NikolaiT / GoogleScraper

A Python module to scrape several search engines (like Google, Yandex, Bing, Duckduckgo, ...). Including asynchronous networking support.
https://scrapeulous.com/
Apache License 2.0
2.64k stars 743 forks source link

randomly unable to load links from serp #81

Open elliotenglish opened 9 years ago

elliotenglish commented 9 years ago

I'm having an issue using GoogleScraper to repeatedly pull images off google. I'm calling scrape_with_config() with the attached config several times within the same script. It fails about 25% of the time I try to access the results from a search. It seems as if the sqlalchemy dblite connection dies.

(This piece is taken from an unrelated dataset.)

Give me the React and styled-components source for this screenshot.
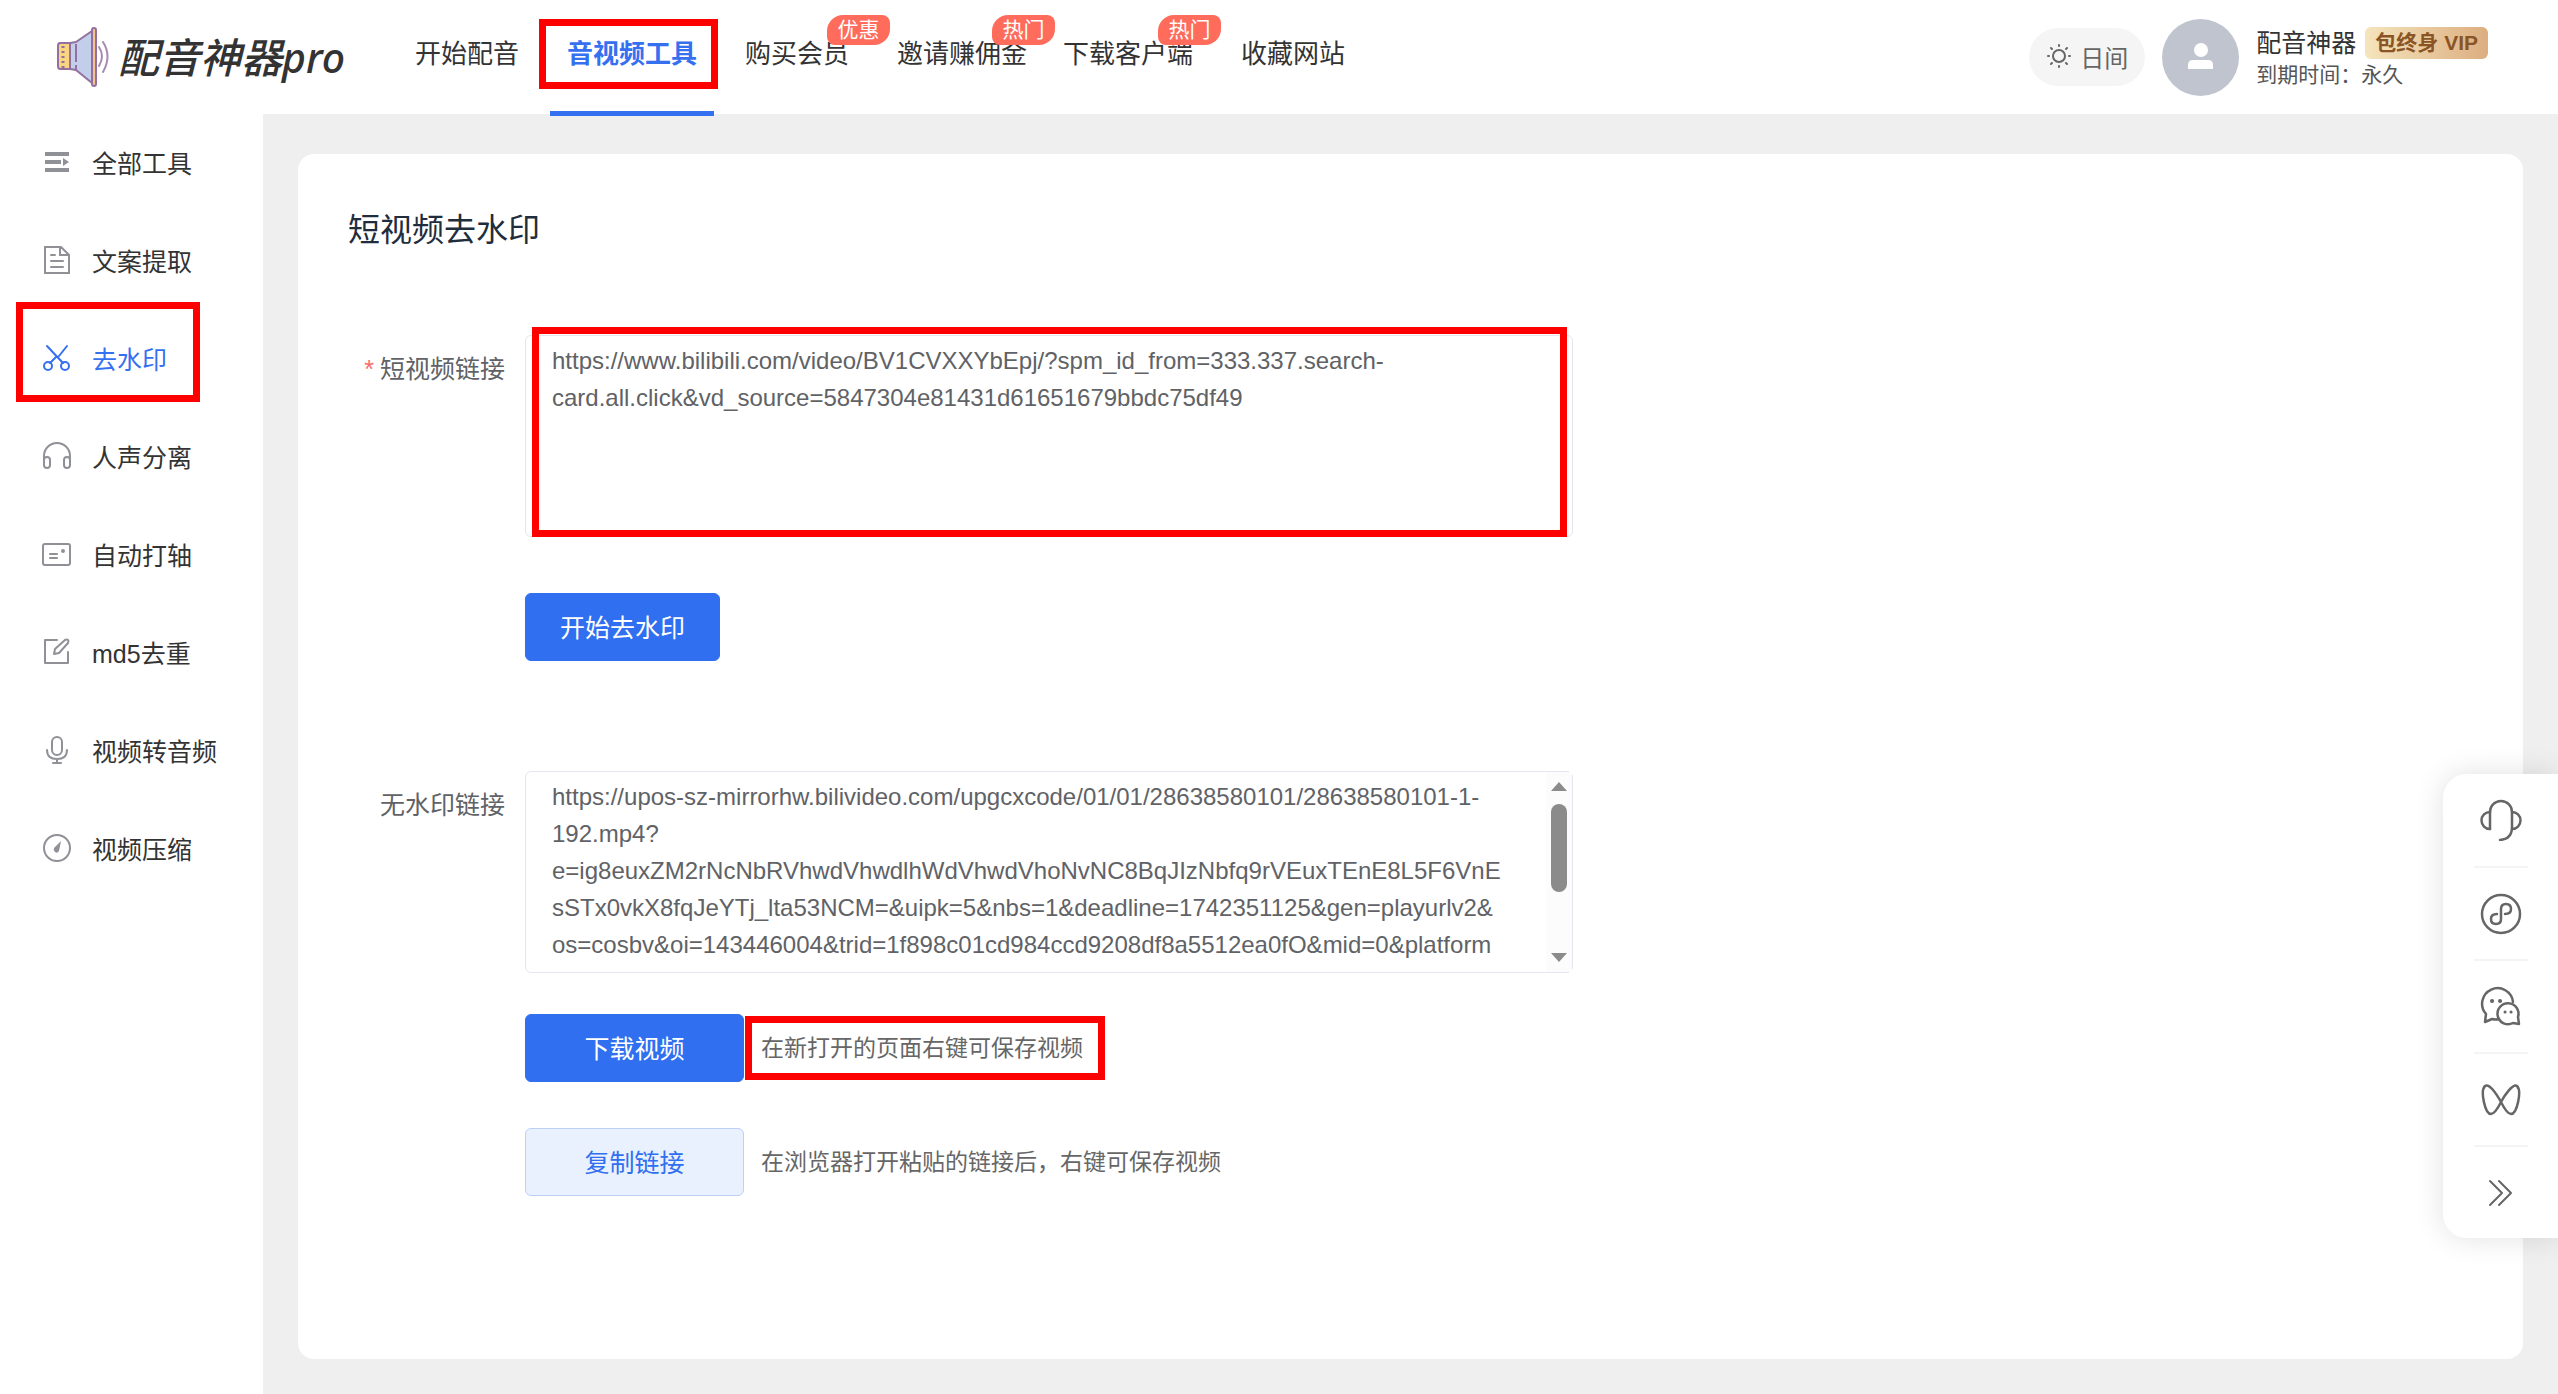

I've experienced this issue with both the pip and latest versions of the code.

code/error:


search=GoogleScraper.scrape_with_config(config)
for serp in search.serps:
    for link in serp.links:

...

File "scrape.py", line 61, in <module>
    for link in serp.links:

...

(orm_util.state_str(state), self.key)
sqlalchemy.orm.exc.DetachedInstanceError: Parent instance <SearchEngineResultsPage at 0x7fc98973bcf8> is not bound to a Session; lazy load operation of attribute 'links' cannot proceed

config:

            config = {
                'SCRAPING': {
                    'keyword': keyword,
                    'search_engines':'google'                                                                                   
                    'num_pages_for_keyword':10,
                    'search_type': 'image',
                    'scrape_method': 'selenium',
                },
                'SELENIUM': {
                    'sel_browser':'Firefox',
                },
                'GLOBAL': {
                    'do_caching': 'False'
                }
            }
pierrekin commented 9 years ago

I am also experiencing this issue.

update see next comment

It happened once (same error message) then I removed .scrapecache and google_scraper.db and the issue went away.

pierrekin commented 9 years ago

It seams this issue may actually be caused when the search tries to page beyond the last search results.